### Problem to solve
Search the material and gather each line with "that" in it.

***

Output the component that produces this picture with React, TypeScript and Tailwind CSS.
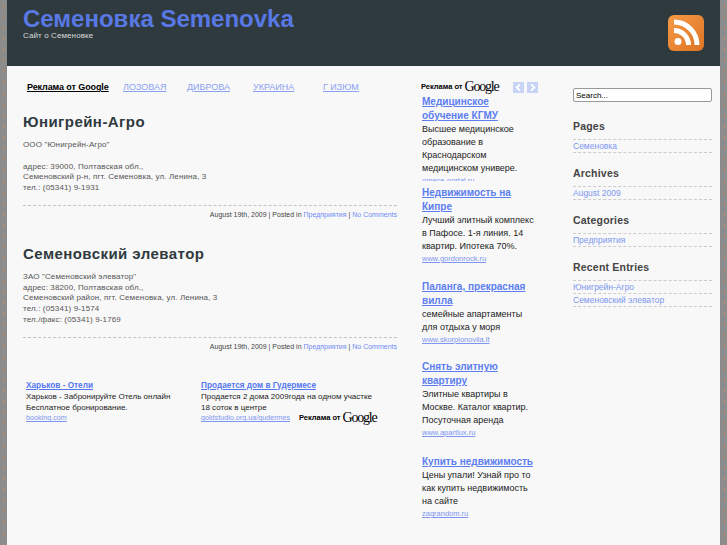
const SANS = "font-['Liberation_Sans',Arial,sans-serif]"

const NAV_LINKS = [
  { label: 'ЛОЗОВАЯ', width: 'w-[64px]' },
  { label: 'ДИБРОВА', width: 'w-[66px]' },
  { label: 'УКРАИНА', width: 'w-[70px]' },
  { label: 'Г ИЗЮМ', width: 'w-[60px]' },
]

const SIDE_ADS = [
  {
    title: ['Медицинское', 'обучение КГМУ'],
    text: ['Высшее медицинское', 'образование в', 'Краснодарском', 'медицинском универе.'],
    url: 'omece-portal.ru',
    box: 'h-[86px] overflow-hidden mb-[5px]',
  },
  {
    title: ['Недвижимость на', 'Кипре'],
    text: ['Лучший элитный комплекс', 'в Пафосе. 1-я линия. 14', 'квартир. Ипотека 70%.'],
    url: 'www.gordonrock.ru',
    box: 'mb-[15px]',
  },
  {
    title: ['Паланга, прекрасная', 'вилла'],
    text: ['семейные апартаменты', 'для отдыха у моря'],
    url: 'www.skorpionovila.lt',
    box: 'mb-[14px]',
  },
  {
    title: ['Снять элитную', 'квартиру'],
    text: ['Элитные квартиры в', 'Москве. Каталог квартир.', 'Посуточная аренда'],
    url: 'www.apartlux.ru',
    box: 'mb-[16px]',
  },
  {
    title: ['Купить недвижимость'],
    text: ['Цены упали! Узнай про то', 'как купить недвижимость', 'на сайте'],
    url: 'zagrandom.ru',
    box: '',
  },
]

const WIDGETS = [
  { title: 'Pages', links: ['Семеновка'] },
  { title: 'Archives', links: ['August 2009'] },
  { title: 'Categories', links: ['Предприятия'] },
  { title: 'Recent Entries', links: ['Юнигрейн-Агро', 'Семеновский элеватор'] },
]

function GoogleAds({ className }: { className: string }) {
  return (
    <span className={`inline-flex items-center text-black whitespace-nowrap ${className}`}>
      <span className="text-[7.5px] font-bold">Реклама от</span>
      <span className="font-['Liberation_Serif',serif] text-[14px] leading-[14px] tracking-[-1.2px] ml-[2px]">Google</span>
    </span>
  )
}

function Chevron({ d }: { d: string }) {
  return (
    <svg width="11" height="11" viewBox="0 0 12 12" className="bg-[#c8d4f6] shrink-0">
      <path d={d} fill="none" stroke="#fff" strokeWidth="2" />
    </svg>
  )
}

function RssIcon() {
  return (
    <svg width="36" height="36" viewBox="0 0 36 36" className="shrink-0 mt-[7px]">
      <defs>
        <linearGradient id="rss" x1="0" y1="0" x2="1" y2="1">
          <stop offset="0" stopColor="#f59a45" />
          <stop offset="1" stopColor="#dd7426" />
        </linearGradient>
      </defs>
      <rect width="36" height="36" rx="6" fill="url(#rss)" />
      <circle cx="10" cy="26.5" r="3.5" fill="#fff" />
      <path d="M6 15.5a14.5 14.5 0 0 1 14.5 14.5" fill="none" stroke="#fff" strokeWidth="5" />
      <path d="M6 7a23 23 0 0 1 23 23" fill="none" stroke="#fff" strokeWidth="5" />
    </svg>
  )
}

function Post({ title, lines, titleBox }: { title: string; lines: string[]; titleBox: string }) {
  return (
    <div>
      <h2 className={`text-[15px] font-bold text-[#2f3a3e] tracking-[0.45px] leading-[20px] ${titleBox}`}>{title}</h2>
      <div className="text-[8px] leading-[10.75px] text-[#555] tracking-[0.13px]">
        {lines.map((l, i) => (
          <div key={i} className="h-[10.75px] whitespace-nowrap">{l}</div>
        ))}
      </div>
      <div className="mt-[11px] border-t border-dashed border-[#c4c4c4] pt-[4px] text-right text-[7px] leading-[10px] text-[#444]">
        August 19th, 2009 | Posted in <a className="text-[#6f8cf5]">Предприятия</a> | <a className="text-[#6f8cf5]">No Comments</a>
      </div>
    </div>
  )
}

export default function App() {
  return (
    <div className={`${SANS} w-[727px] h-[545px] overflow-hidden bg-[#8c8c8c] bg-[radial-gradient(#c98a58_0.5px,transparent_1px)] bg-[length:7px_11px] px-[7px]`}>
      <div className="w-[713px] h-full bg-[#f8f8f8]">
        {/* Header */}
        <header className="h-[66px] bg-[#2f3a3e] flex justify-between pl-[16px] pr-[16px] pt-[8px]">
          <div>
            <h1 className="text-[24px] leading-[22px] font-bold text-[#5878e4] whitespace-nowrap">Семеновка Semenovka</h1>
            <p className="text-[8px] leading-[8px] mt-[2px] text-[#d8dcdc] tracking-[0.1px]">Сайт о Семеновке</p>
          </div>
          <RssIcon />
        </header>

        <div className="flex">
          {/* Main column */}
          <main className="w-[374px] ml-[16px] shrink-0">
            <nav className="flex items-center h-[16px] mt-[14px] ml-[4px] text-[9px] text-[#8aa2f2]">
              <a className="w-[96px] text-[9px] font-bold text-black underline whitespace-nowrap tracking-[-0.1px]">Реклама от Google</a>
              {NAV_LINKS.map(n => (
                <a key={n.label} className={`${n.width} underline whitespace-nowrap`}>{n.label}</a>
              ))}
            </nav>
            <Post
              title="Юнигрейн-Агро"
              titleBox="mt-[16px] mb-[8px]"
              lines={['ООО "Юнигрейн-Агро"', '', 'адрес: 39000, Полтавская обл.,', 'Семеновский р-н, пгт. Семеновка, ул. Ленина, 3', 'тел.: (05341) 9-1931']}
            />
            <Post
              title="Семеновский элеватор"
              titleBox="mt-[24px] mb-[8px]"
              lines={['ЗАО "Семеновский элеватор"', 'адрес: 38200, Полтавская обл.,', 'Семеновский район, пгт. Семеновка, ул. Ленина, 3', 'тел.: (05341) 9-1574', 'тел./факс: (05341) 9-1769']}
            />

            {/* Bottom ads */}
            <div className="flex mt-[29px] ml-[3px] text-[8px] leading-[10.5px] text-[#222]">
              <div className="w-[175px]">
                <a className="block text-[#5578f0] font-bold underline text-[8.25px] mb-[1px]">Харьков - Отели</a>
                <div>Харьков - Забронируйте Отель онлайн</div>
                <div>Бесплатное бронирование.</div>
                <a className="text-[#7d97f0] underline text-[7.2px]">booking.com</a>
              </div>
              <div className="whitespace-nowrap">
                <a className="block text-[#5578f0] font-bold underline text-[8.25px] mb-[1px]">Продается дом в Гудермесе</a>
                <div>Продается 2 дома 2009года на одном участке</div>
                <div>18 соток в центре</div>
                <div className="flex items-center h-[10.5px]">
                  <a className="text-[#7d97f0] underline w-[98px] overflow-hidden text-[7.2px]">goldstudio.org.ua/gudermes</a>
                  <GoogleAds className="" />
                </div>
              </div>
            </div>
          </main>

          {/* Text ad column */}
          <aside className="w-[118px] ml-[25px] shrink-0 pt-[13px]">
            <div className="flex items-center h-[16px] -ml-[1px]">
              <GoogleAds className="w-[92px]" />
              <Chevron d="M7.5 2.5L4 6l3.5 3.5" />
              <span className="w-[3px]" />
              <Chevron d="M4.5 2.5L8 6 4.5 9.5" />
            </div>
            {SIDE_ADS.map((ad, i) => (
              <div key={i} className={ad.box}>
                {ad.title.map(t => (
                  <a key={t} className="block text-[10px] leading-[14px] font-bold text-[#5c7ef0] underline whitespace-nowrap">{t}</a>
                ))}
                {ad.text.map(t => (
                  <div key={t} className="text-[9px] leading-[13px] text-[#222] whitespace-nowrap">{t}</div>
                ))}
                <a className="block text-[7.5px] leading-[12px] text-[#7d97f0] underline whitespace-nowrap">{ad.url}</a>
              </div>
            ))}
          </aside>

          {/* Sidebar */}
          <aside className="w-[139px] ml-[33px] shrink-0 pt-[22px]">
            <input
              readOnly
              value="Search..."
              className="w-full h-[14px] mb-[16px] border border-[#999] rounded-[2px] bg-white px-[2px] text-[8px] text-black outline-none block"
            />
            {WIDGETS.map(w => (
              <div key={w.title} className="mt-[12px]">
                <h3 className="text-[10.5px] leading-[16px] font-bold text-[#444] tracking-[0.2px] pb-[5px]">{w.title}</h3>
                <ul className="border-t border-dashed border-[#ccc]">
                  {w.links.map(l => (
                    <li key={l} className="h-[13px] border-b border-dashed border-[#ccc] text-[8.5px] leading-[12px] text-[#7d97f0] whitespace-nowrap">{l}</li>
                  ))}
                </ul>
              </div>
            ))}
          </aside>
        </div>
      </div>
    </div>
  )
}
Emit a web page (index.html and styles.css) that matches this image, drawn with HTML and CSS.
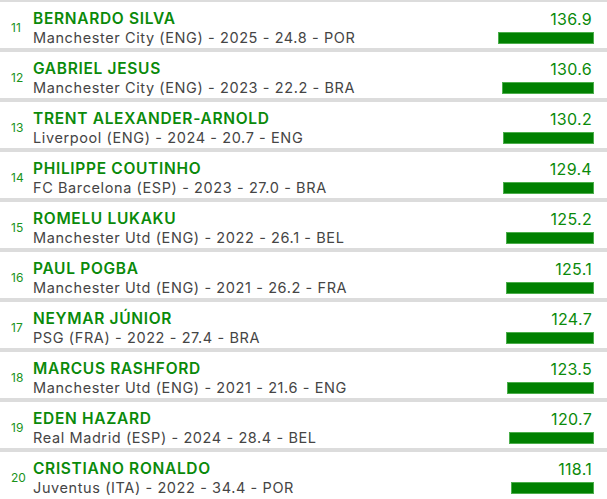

***

### Completed task
Output the component that produces this picture with React, TypeScript and Tailwind CSS.
Emit a web page (index.html and styles.css) that matches this image, drawn with HTML and CSS.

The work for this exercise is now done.